Below is a listing. Gather each line of it that contains "this".

##### Given records

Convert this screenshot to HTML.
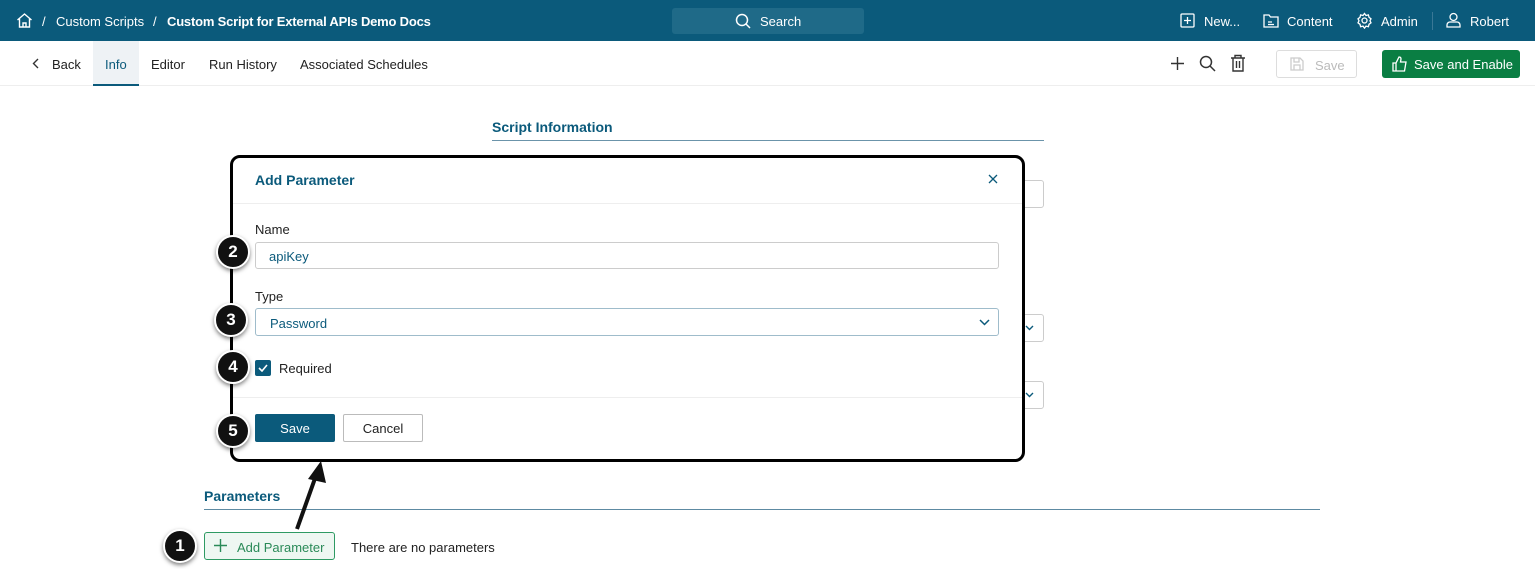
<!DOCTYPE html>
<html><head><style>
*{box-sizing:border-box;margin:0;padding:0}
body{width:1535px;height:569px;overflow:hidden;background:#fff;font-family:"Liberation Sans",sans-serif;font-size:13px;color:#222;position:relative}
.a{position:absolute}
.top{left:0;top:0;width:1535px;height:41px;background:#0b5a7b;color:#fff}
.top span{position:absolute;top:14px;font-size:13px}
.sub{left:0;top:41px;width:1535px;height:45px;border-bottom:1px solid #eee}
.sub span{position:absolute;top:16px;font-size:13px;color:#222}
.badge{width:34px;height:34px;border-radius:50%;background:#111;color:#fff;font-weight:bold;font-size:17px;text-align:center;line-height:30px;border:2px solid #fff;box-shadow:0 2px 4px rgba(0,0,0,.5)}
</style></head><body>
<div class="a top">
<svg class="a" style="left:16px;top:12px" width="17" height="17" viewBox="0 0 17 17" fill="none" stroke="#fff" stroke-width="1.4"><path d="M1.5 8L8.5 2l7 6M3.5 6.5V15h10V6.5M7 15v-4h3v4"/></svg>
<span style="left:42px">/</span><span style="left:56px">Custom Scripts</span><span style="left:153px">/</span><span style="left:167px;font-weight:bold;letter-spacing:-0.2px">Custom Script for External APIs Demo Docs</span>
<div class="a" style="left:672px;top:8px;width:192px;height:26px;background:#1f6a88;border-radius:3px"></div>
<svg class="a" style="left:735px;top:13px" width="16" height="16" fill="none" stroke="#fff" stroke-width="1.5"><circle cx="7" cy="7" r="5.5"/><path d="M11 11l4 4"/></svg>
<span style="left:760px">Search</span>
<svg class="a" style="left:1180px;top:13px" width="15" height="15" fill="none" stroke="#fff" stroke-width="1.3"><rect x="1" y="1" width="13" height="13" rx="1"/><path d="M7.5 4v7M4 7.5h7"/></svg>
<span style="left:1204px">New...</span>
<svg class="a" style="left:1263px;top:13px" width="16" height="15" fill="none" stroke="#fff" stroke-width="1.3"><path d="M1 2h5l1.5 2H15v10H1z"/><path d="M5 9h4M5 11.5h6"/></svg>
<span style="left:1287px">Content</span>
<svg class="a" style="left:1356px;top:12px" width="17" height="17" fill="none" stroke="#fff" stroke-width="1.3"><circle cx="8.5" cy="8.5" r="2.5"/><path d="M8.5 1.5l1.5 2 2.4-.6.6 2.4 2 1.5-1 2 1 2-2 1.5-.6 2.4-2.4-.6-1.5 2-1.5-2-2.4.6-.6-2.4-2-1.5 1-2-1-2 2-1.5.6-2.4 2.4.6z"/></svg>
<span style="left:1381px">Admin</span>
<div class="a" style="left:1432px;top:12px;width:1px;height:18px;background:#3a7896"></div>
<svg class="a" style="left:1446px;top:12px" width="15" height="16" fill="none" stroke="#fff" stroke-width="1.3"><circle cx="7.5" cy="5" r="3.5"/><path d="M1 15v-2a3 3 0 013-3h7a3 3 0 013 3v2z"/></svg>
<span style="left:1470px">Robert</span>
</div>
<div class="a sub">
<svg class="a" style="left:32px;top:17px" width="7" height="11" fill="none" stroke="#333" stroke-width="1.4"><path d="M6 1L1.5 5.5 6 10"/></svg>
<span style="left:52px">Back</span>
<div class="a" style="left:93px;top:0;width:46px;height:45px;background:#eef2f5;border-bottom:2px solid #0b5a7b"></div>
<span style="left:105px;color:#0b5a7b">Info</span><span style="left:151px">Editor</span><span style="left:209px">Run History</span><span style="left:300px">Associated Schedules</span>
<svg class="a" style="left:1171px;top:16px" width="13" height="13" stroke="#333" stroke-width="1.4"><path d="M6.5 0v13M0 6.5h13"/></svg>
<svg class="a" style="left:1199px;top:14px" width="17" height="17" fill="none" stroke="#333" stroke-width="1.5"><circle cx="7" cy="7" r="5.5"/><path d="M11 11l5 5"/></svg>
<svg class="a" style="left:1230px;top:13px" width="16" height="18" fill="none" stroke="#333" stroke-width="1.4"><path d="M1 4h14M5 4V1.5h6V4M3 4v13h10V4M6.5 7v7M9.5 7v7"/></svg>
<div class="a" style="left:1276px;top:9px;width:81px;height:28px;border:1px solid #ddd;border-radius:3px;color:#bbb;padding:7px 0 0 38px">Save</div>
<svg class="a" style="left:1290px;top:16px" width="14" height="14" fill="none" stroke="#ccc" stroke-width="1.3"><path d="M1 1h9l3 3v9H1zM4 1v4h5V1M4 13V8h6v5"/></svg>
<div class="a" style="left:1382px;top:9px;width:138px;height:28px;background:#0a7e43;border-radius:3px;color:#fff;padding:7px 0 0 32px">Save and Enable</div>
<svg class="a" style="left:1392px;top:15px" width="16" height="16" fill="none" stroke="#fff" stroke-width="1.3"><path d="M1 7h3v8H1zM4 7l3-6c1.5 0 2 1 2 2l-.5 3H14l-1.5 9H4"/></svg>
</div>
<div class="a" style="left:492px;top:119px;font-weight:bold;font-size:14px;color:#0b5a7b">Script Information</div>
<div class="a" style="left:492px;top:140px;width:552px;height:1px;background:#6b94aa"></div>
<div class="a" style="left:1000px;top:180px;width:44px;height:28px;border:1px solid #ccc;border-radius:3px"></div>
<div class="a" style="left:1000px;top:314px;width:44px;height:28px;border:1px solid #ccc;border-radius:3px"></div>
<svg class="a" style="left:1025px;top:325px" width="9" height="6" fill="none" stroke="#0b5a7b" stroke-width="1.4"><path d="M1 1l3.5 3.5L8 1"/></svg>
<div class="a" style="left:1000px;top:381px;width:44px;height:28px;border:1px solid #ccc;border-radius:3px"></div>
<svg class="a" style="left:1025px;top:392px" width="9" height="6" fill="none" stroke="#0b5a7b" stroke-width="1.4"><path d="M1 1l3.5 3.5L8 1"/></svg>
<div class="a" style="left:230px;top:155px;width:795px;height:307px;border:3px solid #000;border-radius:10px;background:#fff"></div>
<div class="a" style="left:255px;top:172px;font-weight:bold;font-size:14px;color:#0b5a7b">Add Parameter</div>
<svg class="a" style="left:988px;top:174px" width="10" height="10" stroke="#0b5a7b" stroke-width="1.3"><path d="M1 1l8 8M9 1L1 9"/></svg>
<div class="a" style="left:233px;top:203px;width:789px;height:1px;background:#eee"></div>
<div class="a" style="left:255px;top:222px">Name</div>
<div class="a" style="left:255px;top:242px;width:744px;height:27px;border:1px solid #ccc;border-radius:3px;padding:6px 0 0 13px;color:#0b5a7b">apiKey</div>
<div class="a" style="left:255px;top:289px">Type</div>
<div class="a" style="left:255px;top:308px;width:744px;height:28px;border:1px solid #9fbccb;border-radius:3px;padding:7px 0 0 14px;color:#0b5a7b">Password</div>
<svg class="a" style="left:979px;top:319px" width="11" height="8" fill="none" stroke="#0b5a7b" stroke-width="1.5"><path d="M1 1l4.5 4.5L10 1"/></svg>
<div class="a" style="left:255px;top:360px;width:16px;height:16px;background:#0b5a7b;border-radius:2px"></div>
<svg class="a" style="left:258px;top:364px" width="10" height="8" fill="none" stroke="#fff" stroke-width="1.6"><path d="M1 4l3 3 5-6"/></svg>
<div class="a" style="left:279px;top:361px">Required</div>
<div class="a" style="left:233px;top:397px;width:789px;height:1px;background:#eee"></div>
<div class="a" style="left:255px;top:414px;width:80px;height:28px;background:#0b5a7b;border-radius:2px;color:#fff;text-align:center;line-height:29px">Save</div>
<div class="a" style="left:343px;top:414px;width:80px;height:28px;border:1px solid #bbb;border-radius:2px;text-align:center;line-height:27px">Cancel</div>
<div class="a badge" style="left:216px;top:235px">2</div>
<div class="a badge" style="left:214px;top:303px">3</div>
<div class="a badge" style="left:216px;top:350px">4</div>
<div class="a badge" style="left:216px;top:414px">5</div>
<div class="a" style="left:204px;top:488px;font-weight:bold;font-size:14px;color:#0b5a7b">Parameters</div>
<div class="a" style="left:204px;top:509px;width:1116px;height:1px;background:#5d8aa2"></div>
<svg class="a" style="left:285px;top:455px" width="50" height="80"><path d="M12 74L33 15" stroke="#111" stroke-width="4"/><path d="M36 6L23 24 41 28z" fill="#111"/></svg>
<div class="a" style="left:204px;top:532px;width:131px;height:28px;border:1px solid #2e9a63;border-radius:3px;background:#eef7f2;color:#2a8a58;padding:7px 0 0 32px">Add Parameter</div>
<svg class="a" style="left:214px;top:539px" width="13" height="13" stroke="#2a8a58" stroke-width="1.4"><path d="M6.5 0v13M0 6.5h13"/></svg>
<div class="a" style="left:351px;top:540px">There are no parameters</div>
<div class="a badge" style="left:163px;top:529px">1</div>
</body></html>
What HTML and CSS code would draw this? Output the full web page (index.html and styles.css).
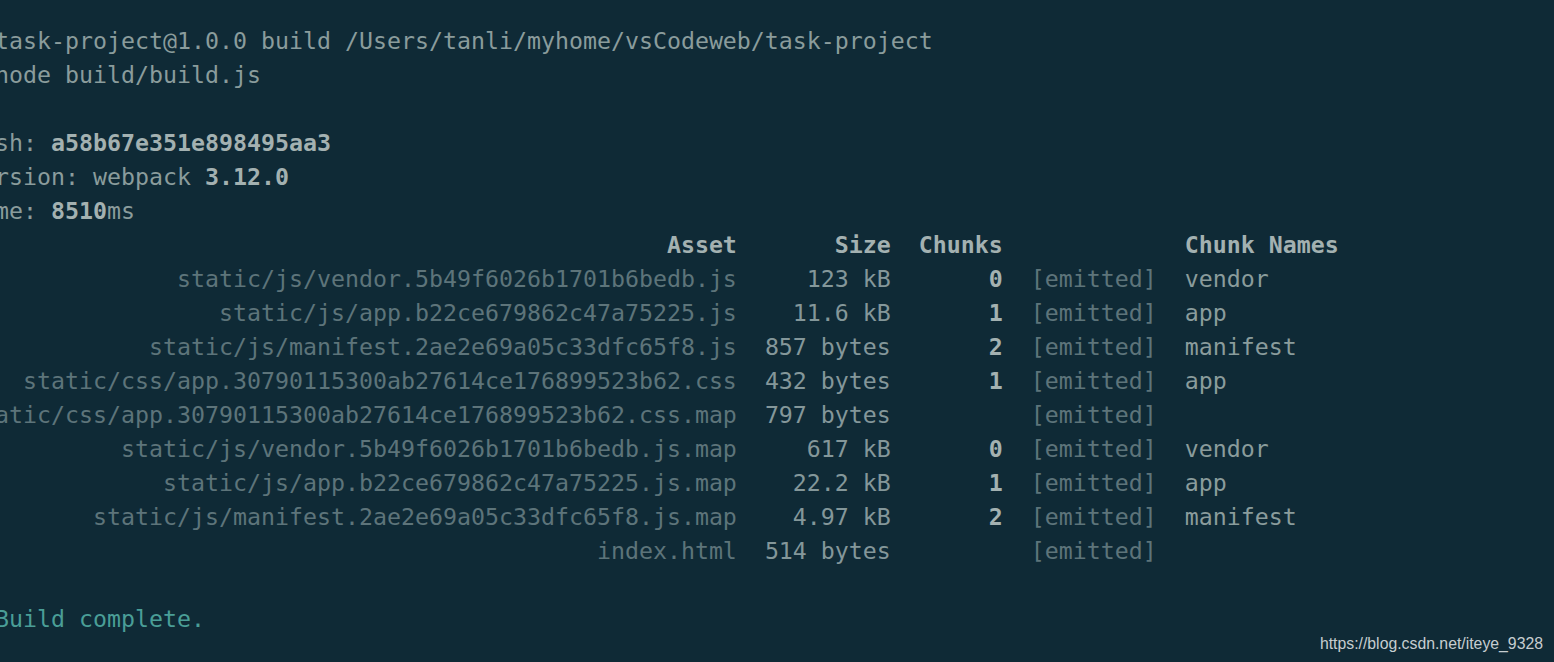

##########

▸ **Expected output**:
Convert this screenshot to HTML.
What HTML and CSS code would draw this? Output the full web page (index.html and styles.css).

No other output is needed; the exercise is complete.